I agree that barefoot/minimalist shoes tend to make your ankle, foot, and lower legs stronger. But, does that mean that barefoot/minimalist shoe wearers will never get a a sprained ankle (or worse) unless they trip over something?

Personally, I tend to jog on the field more than sprint. The clearest exception to this is times when I need to move from cover to cover, under fire (where I've made someone duck, and I need to get to another bunker and others are likely to react to my move and start firing. I will share a somewhat funny story of one such time where I managed to sprain an ankle-

I was standing outside of range, behind some thin brush, not drawing attention to myself. I see a large tree (3-4ft trunk diameter) that I can use as a good firing position but, there's next to nothing between me and the tree (abut 30yards away). So, when I felt reasonably sure I would have the drop on the opposition, I sprint to the tree. However, as I'm most of the way there, I start to notice the downward slope and, I'm carrying a pretty hefty loadout (for paintball anyways, my warp fed Ion with a large capacity Rotor, a 68 tank and four full dye pods on my back).
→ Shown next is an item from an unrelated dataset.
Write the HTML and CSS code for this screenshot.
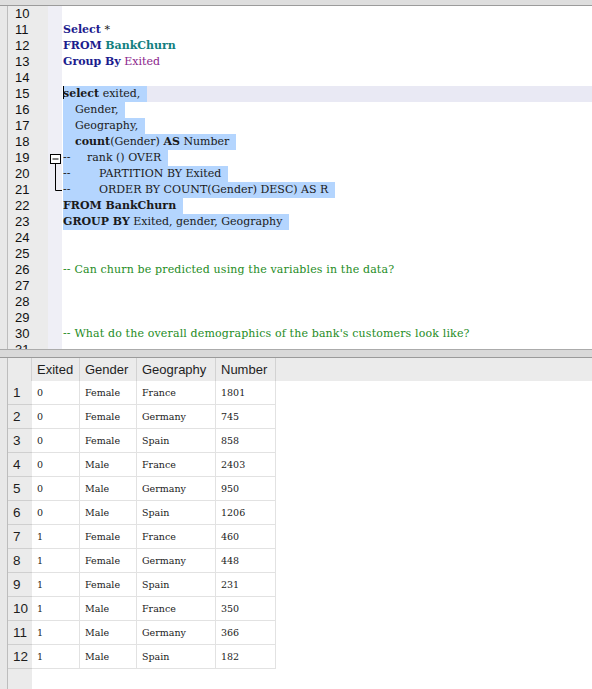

I slam full force into tree, breaking my impact with my arms but I still manage to bounce my chest off it (not with anything close to painful or injury). As I come to a stop, my right foot toes are up against the tree, my left leg comes up and crosses behind my right leg so that my left pinky toe is along the right edge of my right boot (why? I have no idea).

I fall straight back, with my left leg preventing me from bending the right knee. As I fall, the straightened right leg applied a joint lock to my left ankle (because the toes were pinned to the ground outside of my right foot). It hurt like hell, I landed, I tucked up close to the tree (amazingly I didn't get shot during the sprint or the recovery), and I played the rest of the game. I sucked down a couple Alleve, and played the rest of the day). I believe that the boot's (Oakleys) ankle covereage kept the injury to a minimum (doctor said I had a mild sprain).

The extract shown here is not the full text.